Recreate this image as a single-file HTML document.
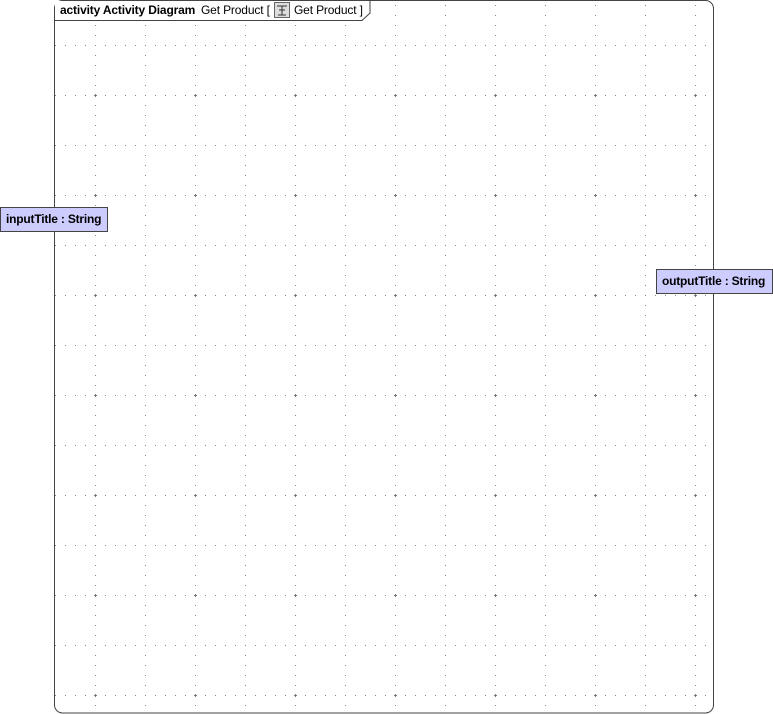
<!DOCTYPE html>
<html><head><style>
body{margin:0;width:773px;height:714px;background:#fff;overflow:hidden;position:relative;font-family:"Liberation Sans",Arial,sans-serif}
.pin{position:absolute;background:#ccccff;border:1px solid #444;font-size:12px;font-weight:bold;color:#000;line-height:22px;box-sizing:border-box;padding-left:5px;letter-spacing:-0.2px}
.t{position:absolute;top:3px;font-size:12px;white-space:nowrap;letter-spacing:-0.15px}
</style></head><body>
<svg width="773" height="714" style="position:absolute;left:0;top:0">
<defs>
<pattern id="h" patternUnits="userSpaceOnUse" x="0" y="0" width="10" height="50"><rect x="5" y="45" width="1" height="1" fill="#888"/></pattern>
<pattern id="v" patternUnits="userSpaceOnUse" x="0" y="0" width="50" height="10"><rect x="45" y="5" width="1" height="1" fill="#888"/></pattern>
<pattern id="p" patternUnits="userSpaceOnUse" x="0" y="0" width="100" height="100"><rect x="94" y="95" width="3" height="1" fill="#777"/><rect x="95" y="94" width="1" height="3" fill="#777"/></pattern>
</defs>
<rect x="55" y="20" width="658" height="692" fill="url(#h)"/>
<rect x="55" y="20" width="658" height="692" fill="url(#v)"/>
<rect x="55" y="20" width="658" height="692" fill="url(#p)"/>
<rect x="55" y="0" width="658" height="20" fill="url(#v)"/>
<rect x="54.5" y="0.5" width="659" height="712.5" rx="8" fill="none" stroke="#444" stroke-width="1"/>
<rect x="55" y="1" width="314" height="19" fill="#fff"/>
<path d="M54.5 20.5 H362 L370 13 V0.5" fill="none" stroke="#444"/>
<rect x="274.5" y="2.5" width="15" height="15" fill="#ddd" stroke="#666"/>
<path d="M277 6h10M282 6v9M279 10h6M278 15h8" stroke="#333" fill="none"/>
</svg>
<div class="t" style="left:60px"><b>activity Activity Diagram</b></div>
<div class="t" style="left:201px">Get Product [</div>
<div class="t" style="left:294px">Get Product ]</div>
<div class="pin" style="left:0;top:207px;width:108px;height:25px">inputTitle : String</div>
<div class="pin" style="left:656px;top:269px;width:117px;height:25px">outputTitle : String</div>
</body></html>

**Problem statement:** Extract the full listing exactly, with the pictures left out.

**Answer for this exercise:**
Recreate this image as a single-file HTML document.
<!DOCTYPE html>
<html><head><style>
body{margin:0;width:773px;height:714px;background:#fff;overflow:hidden;position:relative;font-family:"Liberation Sans",Arial,sans-serif}
.pin{position:absolute;background:#ccccff;border:1px solid #444;font-size:12px;font-weight:bold;color:#000;line-height:22px;box-sizing:border-box;padding-left:5px;letter-spacing:-0.2px}
.t{position:absolute;top:3px;font-size:12px;white-space:nowrap;letter-spacing:-0.15px}
</style></head><body>
<svg width="773" height="714" style="position:absolute;left:0;top:0">
<defs>
<pattern id="h" patternUnits="userSpaceOnUse" x="0" y="0" width="10" height="50"><rect x="5" y="45" width="1" height="1" fill="#888"/></pattern>
<pattern id="v" patternUnits="userSpaceOnUse" x="0" y="0" width="50" height="10"><rect x="45" y="5" width="1" height="1" fill="#888"/></pattern>
<pattern id="p" patternUnits="userSpaceOnUse" x="0" y="0" width="100" height="100"><rect x="94" y="95" width="3" height="1" fill="#777"/><rect x="95" y="94" width="1" height="3" fill="#777"/></pattern>
</defs>
<rect x="55" y="20" width="658" height="692" fill="url(#h)"/>
<rect x="55" y="20" width="658" height="692" fill="url(#v)"/>
<rect x="55" y="20" width="658" height="692" fill="url(#p)"/>
<rect x="55" y="0" width="658" height="20" fill="url(#v)"/>
<rect x="54.5" y="0.5" width="659" height="712.5" rx="8" fill="none" stroke="#444" stroke-width="1"/>
<rect x="55" y="1" width="314" height="19" fill="#fff"/>
<path d="M54.5 20.5 H362 L370 13 V0.5" fill="none" stroke="#444"/>
<rect x="274.5" y="2.5" width="15" height="15" fill="#ddd" stroke="#666"/>
<path d="M277 6h10M282 6v9M279 10h6M278 15h8" stroke="#333" fill="none"/>
</svg>
<div class="t" style="left:60px"><b>activity Activity Diagram</b></div>
<div class="t" style="left:201px">Get Product [</div>
<div class="t" style="left:294px">Get Product ]</div>
<div class="pin" style="left:0;top:207px;width:108px;height:25px">inputTitle : String</div>
<div class="pin" style="left:656px;top:269px;width:117px;height:25px">outputTitle : String</div>
</body></html>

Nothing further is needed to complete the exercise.